Current Debts Vs Current Income
The banks also look at the ratio between your current debts and current income. This is commonly referred to as your DTI. Your credit score is important; however, a low credit score can be offset with a higher down payment. Banks are legally not allowed to lend you money if they determine you do not make enough money to cover your current debts and the addition of a new mortgage payment. Items that show on your credit reports as monthly obligations will factor into your DTI. So will things like child support and loans you co-signed for. 
When figuring your debt to income ratio, the bank looks at all the expenses associated with your home purchase. This includes items like lot rent, land costs, taxes and homeowner’s insurance. If a family member is allowing you to place your home on their property at no costs, make sure you disclose that to the banks up front. 

Job History
At a minimum, the banks will need to see a two-year work history. This does not mean it must be at the same job. You will need to show W-2’s and paystubs to document your job history so make sure not to count under the table jobs that cannot be proved with a paper trail. Some banks require you to detail a longer job history. 

Down Payment Percentage
The amount your willing to put down as the initial investment for your new manufactured home plays a critical role in your bank application. Even the most challenged credit can get approved for a loan with a large enough down payment. I most cases, the minimum allowed by a bank will be 5% and can go as high as 40% depending on the factors above. 

Chattel Loans
Chattel loans cover the cost of the home only. In this case the ownership of the home is held separate from the land it is placed on. These loans have a maximum price at which a bank will finance a home for determined by the invoice cost of the home. With chattel loans, the banks do not allow for much in the way of financed improvements since the home itself is the only asset they would be able to seize in the event of a foreclosure.
These types of loans typically have higher interest rates ranging anywhere from 6 – 14 percent. In some cases however, these types of loans may prove have a lower cost over the life of the loan since the closing costs are much lower than some government loans and there is no private mortgage insurance involved with chattel loans. 
If you purchase a new manufacture home with a chattel loan, your home will be titled and taxed as personal property. 

Land Home Options
If you are looking to combine the purchase of your new manufactured home with the purchase of a new piece of land in the San Antonio area, then there are several land and home financing options available to you. 

Government Loans
There are several loan programs out there for new manufactured homes backed by the federal government. These include programs like the FHA, VA and USDA. These are great programs for first time home buyers looking to keep their initial investment low.
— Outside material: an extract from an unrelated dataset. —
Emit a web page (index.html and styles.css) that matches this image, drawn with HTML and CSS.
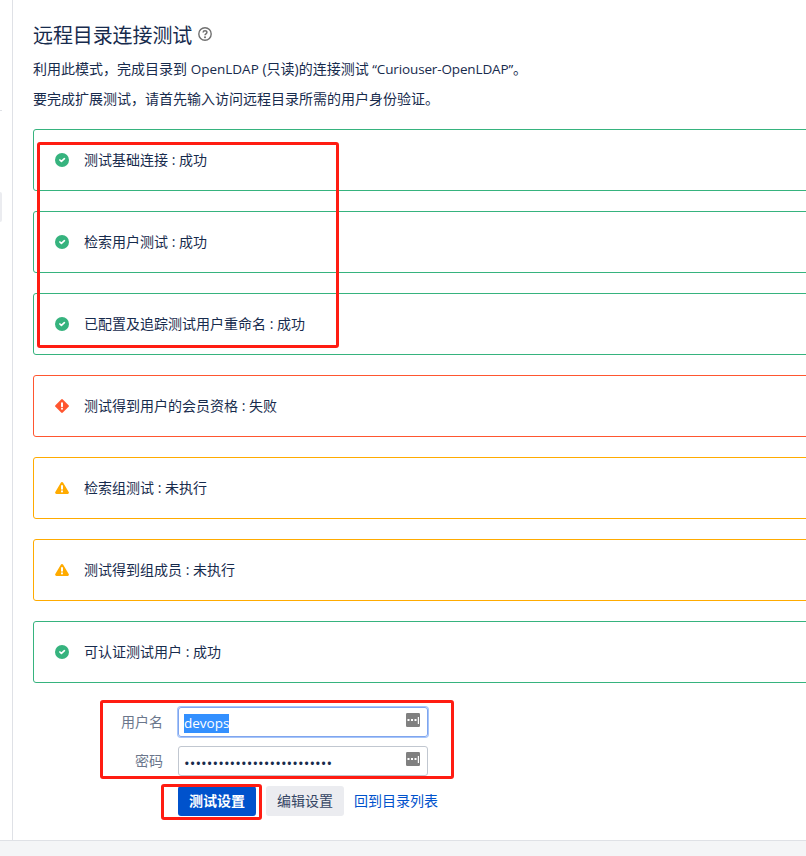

Make sure you plan ahead if you choose to go this route as these loans take a considerable amount of time. Since government funds are used to back these loans, there is additional site work require to be in compliance such as a permanent concrete foundation. These loan programs do offer some of the lowest interest rates and down payment packages available. Keep in mind that you as the consumer are charged for this in the form of private mortgage insurance. This is an amount billed monthly as part of your escrows that protects the lender in the event of a foreclosure. Below is a list of links to three of the most popular government back loan programs currently available: 

Conventional
This type of loan program is backed with private money instead of the government. These types of loans do not typically require the same list of items required under the government loans for the construction of your land and home package. You as the consumer can avoid paying private mortgage insurance if you put enough money down. The tradeoff here can be higher interest rates and larger down payments. 

Owner financed land
Another financing option for putting together a land and home package for your new mobile home is the combination of a chattel loan for the home and the purchase of owner financed land. This means the owner of the land is willing to sell you the land and collect monthly payments instead of the full cash price up front. If you choose to go down this road, it is important that you still have a title search done on the property to make sure the person you are contracting with has the right to sell you the land. If you are not familiar with the industry, it may even make since to hire an attorney to review the documents before you sign. 
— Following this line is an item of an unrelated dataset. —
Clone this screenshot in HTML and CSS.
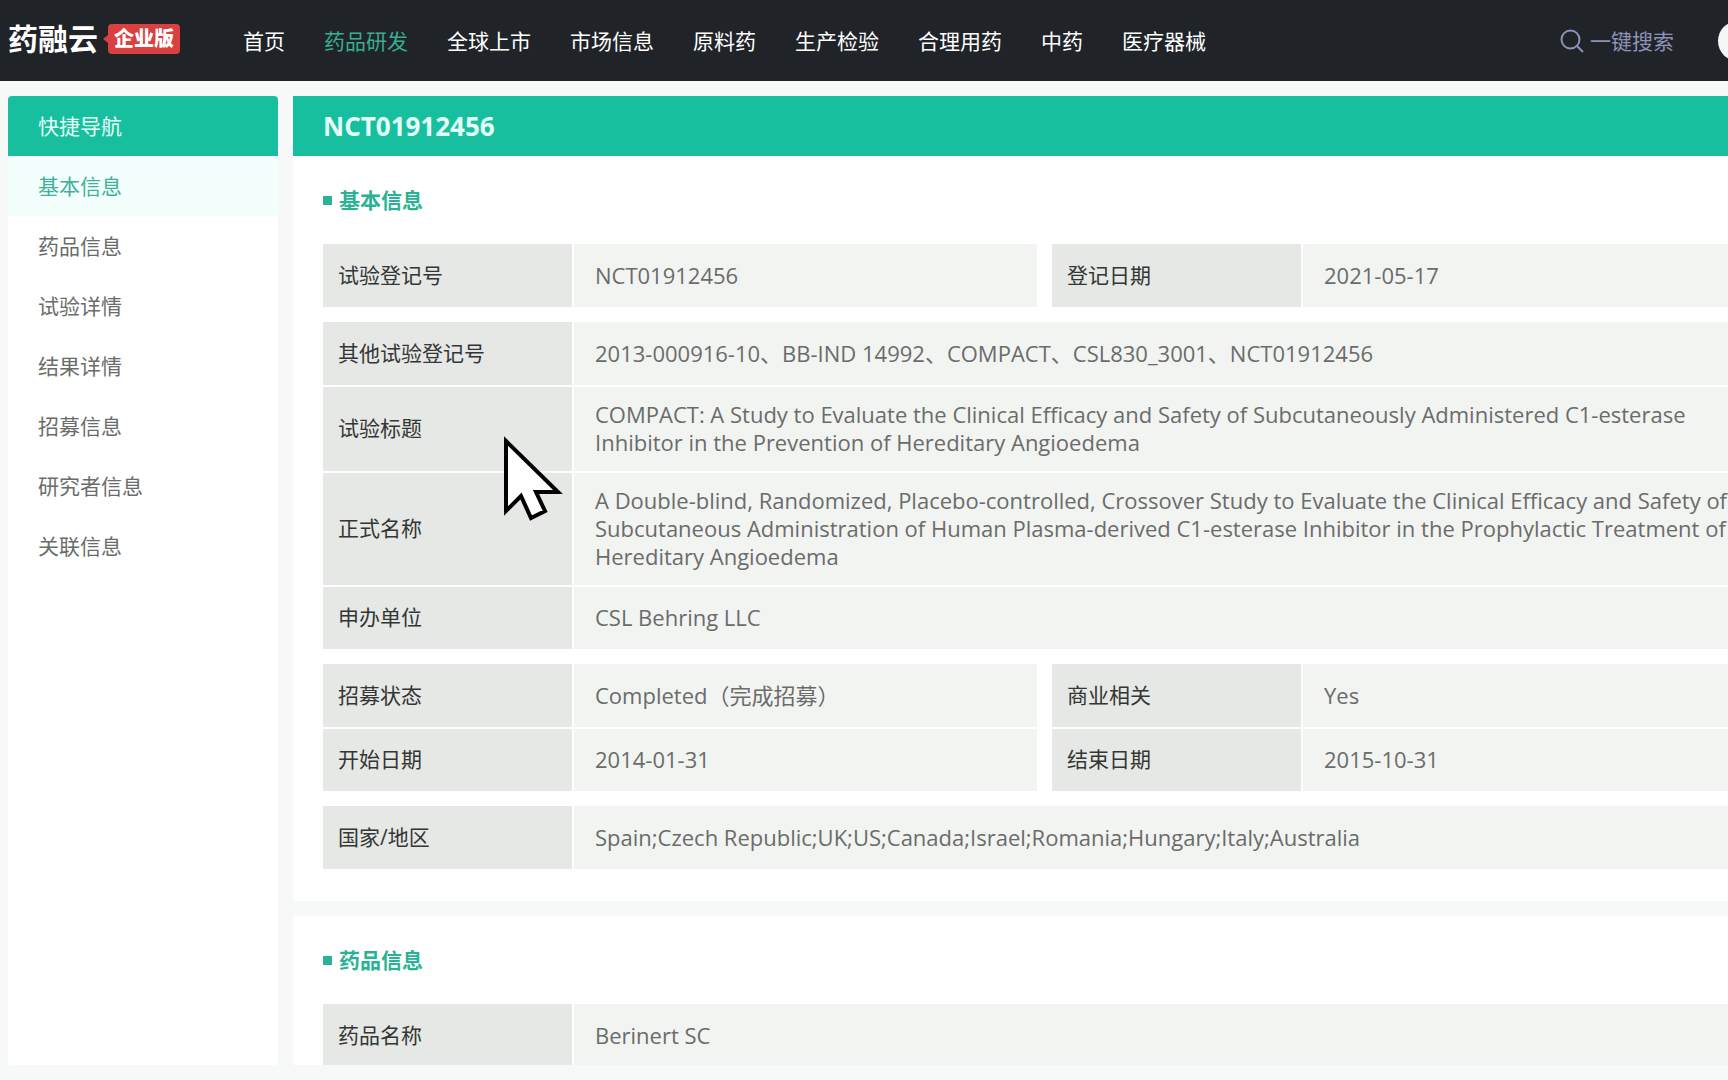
FILE: index.html
```html
<!DOCTYPE html>
<html lang="zh-CN">
<head>
<meta charset="utf-8">
<title>NCT01912456 - 药融云</title>
<link rel="stylesheet" href="styles.css">
</head>
<body>
<div class="page">
  <header class="topbar">
    <a class="logo" href="#"><span class="logo-name">药融云</span><span class="logo-badge">企业版</span></a>
    <nav class="menu">
      <a href="#">首页</a>
      <a class="current" href="#">药品研发</a>
      <a href="#">全球上市</a>
      <a href="#">市场信息</a>
      <a href="#">原料药</a>
      <a href="#">生产检验</a>
      <a href="#">合理用药</a>
      <a href="#">中药</a>
      <a href="#">医疗器械</a>
    </nav>
    <button class="search" type="button">
      <svg width="24" height="24" viewBox="0 0 24 24" fill="none" stroke="currentColor" stroke-width="2" aria-hidden="true"><circle cx="10.5" cy="10.5" r="9"/><path d="M17 17l6 6"/></svg>
      <span>一键搜索</span>
    </button>
    <button class="avatar" type="button" aria-label="用户"></button>
  </header>

  <div class="layout">
    <aside class="sidebar">
      <h2>快捷导航</h2>
      <nav>
        <a class="active" href="#basic">基本信息</a>
        <a href="#drug">药品信息</a>
        <a href="#">试验详情</a>
        <a href="#">结果详情</a>
        <a href="#">招募信息</a>
        <a href="#">研究者信息</a>
        <a href="#">关联信息</a>
      </nav>
    </aside>

    <main class="content">
      <section class="panel" id="basic">
        <h1>NCT01912456</h1>
        <div class="panel-body">
          <h3>基本信息</h3>
          <div class="tables">
            <div class="pair">
              <table><tr><th scope="row">试验登记号</th><td>NCT01912456</td></tr></table>
              <table><tr><th scope="row">登记日期</th><td>2021-05-17</td></tr></table>
            </div>
            <table>
              <tr><th scope="row">其他试验登记号</th><td>2013-000916-10、BB-IND 14992、COMPACT、CSL830_3001、NCT01912456</td></tr>
              <tr><th scope="row">试验标题</th><td>COMPACT: A Study to Evaluate the Clinical Efficacy and Safety of Subcutaneously Administered C1-esterase Inhibitor in the Prevention of Hereditary Angioedema</td></tr>
              <tr><th scope="row">正式名称</th><td>A Double-blind, Randomized, Placebo-controlled, Crossover Study to Evaluate the Clinical Efficacy and Safety of Subcutaneous Administration of Human Plasma-derived C1-esterase Inhibitor in the Prophylactic Treatment of Hereditary Angioedema</td></tr>
              <tr><th scope="row">申办单位</th><td>CSL Behring LLC</td></tr>
            </table>
            <div class="pair">
              <table>
                <tr><th scope="row">招募状态</th><td>Completed（完成招募）</td></tr>
                <tr><th scope="row">开始日期</th><td>2014-01-31</td></tr>
              </table>
              <table>
                <tr><th scope="row">商业相关</th><td>Yes</td></tr>
                <tr><th scope="row">结束日期</th><td>2015-10-31</td></tr>
              </table>
            </div>
            <table><tr><th scope="row">国家/地区</th><td>Spain;Czech Republic;UK;US;Canada;Israel;Romania;Hungary;Italy;Australia</td></tr></table>
          </div>
        </div>
      </section>
      <section class="panel" id="drug">
        <div class="panel-body">
          <h3>药品信息</h3>
          <div class="tables">
            <table><tr><th scope="row">药品名称</th><td>Berinert SC</td></tr></table>
          </div>
        </div>
      </section>
    </main>
  </div>

  <svg class="pointer" width="64" height="88" viewBox="0 0 64 88" aria-hidden="true"><path d="M4 6L56 57H34L43 76L29 83L19 61L4 76Z" fill="#fefffe" stroke="#000" stroke-width="4"/></svg>
</div>
</body>
</html>
```
FILE: styles.css
```css
* { box-sizing: border-box; }

body {
  margin: 0;
  overflow: hidden;
  background: #f7f8f8;
  color: #6a6c6a;
  font: 21px/28px "Open Sans", "Noto Sans CJK SC", sans-serif;
}

a { color: inherit; text-decoration: none; }

button {
  padding: 0;
  border: 0;
  background: none;
  font: inherit;
  cursor: pointer;
}

h1, h2, h3 { margin: 0; }

.page {
  position: relative;
  display: flex;
  flex-direction: column;
  min-width: 1804px;
  height: 100vh;
}

/* top bar */
.topbar {
  display: flex;
  align-items: center;
  flex: none;
  height: 81px;
  padding: 0 46px 0 8px;
  background: #202428;
  color: #fff;
}

.logo {
  display: flex;
  align-items: center;
  gap: 10px;
  width: 235px;
  padding-bottom: 4px;
}

.logo-name {
  font-size: 30px;
  font-weight: 700;
}

.logo-badge {
  position: relative;
  padding: 0 6px;
  border-radius: 4px;
  background: #d9403f;
  font-size: 20px;
  font-weight: 900;
  line-height: 30px;
}

.logo-badge::before {
  content: "";
  position: absolute;
  left: -5px;
  top: 11px;
  border: solid transparent;
  border-width: 4px 5px 4px 0;
  border-right-color: #d9403f;
}

.menu { display: flex; gap: 39px; }
.menu .current { color: #38ad94; }

.search {
  display: flex;
  align-items: center;
  gap: 6px;
  margin-left: auto;
  color: #8f92b8;
}

.avatar {
  width: 40px;
  height: 40px;
  margin-left: 44px;
  border-radius: 50%;
  background: #f4f6f8;
}

/* columns */
.layout {
  display: flex;
  flex: 1;
  gap: 15px;
  min-height: 0;
  padding: 15px 8px;
}

.sidebar {
  flex: none;
  width: 270px;
  border-radius: 4px;
  overflow: hidden;
  background: #fefffe;
}

.sidebar h2,
.sidebar a {
  display: block;
  padding: 0 30px;
  font-size: 21px;
  font-weight: 400;
  line-height: 60px;
}

.sidebar h2 { background: #18bf9e; color: #e4fffa; }
.sidebar .active { background: #f3fffd; color: #3db19b; }

.content {
  display: flex;
  flex: 1;
  flex-direction: column;
  gap: 15px;
  overflow: hidden;
}

.panel {
  flex: none;
  background: #fefffe;
}

.panel h1 {
  padding: 0 30px;
  background: #18bf9e;
  color: #e4fffa;
  font-size: 26px;
  line-height: 60px;
}

.panel-body { padding: 30px 30px 32px; }

.panel h3 {
  display: flex;
  align-items: center;
  gap: 7px;
  margin-bottom: 30px;
  color: #29b394;
  font-size: 21px;
  font-weight: 700;
}

.panel h3::before {
  content: "";
  width: 9px;
  height: 9px;
  background: #29b394;
}

/* field tables */
.tables { display: grid; gap: 15px; }

.pair {
  display: grid;
  grid-template-columns: 1fr 1fr;
  gap: 15px;
}

table {
  width: 100%;
  border-spacing: 0;
  table-layout: fixed;
}

th,
td {
  height: 63px;
  background: #f2f4f2;
  background-clip: padding-box;
  text-align: left;
  vertical-align: middle;
}

th {
  width: 249px;
  padding: 13px 15px 15px;
  background-color: #e6e8e6;
  color: #343634;
  font-weight: 400;
}

td {
  padding: 13px 21px 15px;
  border-left: 2px solid #fefffe;
  font-size: 22px;
}

tr + tr > * {
  height: 64px;
  border-top: 2px solid #fefffe;
}

.pointer {
  position: absolute;
  left: 502px;
  top: 435px;
}
```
Using Land As a Down Payment
Just about any bank that offers financing on new manufactured homes gives homebuyers the option to use land equity to offset the initial down payment of your new home. Most banks require that the land be larger than a quarter acre and have access to a public paved road. Using land as collateral for a chattel purchase allows you the include needed site work such as utilities and skirting. In order for land to be considered as collateral for your home purchase, there cannot be any liens on the property. The bank will run a title search to make sure, often using your money to do so.